Holong atau bisa juga dimaknai “rasa memiliki” atau “rasa sepenanggungan” sangat kental dalam diri Ronggur. Ia tidak memperlakukan budak sebagai budak, tetapi sebagai manusia dan memutuskan menikahinya. Ia tak menganggap musuh yang diserangnya sebagai musuh, tetapi sebagai kelompok yang terpaksa harus diserangnya karena pengetahuan tradisional yang buruik dan membenarkan adanya perang bius, dan ia menyesali telah menghancurkan komunitas masyarakat marga lain. Rasa penyesalannya ditawarkan dengan menikahi atau memerdekakan budaknya. 

Bokor Hutasuhut sukses dengan menampilkan sosok Ronggur yang merupakan representasi orang Batak.
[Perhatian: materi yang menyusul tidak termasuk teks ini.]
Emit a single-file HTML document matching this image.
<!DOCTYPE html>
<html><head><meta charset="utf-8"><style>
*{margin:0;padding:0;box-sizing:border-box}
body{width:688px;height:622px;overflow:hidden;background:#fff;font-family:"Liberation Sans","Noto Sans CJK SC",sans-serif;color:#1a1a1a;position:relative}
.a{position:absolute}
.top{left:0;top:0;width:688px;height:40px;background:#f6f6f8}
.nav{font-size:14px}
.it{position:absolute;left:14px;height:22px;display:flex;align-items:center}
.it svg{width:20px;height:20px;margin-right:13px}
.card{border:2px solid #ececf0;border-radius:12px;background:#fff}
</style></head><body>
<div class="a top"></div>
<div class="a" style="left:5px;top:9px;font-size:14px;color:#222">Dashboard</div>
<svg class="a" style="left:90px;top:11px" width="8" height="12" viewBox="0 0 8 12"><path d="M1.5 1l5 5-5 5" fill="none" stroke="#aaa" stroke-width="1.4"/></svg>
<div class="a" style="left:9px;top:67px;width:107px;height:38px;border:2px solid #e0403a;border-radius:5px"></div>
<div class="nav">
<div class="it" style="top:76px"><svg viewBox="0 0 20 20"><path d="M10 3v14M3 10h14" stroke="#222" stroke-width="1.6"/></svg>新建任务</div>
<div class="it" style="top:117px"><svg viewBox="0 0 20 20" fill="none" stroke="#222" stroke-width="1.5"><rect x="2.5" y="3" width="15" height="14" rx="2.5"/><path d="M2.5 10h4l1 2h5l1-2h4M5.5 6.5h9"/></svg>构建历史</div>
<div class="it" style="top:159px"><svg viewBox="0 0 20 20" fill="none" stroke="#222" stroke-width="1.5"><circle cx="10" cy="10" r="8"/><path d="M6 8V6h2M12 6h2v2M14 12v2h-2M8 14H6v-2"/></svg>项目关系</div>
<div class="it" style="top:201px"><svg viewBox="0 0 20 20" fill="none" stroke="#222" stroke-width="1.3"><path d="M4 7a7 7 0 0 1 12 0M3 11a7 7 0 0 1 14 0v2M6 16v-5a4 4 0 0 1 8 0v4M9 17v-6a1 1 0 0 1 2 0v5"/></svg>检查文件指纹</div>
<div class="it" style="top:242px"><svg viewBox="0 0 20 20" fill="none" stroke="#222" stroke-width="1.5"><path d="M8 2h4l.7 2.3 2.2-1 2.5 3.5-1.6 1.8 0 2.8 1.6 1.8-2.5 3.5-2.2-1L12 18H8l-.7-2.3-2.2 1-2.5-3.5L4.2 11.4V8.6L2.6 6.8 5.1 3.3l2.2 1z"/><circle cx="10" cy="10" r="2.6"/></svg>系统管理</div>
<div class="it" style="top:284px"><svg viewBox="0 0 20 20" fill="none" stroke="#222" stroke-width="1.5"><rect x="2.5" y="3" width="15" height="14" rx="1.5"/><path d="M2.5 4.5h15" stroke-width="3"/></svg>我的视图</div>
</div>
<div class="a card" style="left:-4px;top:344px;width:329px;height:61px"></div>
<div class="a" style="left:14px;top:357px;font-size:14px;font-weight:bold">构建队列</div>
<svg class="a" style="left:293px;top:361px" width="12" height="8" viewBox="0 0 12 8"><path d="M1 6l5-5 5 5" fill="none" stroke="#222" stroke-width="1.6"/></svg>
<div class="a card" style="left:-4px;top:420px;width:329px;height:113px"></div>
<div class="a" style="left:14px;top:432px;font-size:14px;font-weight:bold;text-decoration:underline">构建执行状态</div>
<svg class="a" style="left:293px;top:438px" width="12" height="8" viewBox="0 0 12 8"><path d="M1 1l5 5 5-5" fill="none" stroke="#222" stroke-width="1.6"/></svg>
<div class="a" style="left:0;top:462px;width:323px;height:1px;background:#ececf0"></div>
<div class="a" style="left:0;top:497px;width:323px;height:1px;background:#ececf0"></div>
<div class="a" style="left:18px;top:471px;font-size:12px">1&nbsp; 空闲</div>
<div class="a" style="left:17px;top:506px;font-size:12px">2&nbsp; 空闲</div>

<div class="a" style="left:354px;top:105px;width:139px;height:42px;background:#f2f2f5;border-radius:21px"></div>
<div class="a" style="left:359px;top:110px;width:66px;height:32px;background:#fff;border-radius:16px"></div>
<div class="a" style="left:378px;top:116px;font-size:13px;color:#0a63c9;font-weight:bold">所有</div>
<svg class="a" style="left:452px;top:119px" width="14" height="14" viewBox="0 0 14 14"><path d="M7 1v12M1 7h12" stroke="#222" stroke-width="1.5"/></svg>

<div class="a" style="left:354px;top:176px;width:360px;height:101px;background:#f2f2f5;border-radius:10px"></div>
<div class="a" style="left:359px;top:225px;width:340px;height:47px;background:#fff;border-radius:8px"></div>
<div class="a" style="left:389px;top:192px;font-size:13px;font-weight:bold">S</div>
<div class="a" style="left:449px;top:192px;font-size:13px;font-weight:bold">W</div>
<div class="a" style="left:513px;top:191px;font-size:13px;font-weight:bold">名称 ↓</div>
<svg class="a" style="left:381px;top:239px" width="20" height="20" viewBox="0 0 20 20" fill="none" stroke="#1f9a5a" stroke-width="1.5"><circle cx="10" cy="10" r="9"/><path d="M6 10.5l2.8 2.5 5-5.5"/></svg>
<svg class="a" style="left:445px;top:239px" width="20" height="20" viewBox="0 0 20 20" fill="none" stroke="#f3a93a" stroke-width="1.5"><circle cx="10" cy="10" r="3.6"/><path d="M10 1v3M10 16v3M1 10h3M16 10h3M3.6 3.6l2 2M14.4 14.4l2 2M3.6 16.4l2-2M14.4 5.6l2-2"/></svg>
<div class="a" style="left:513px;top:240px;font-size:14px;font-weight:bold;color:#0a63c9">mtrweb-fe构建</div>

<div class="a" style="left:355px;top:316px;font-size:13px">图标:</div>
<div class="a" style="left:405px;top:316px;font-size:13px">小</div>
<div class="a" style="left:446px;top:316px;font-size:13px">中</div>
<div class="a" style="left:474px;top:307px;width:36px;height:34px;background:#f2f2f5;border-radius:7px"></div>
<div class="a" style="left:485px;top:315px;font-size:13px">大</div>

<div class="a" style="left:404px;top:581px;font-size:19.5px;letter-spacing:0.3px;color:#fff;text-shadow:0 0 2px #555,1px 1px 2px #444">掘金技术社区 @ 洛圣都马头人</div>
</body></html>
Namun, adakah orang-orang dari generasi muda hari ini yang memahami watak dan karakter Ronggur sebagai representasi orang Batak? 

Banyak pembaca novel Penakluk Ujung Dunia yang menilai Bokor Hutasuhut sebagai sastrawan yang menegaskan bahwa masalah tanah sangat penting bagi orang Batak. Tapi, sesungguhnya, tanah bagi orang Batak bukan hal yang utama. Yang terpenting bagi orang Batak adalah keutuhan bersama, kebersamaan yang diikat oleh holong, dan jika situasi itu telah terwujud, apapun dapat diraih. Rasa holong yang dimiliki Ronggur, membuatnya bisa meraih apa saja, termnasuk tanah yang akan menjadi daerah baru bagi masyarakat sosialnya. 

Tulisan ini disampaikan untuk mengikuti Festival Penulis Balige 2025.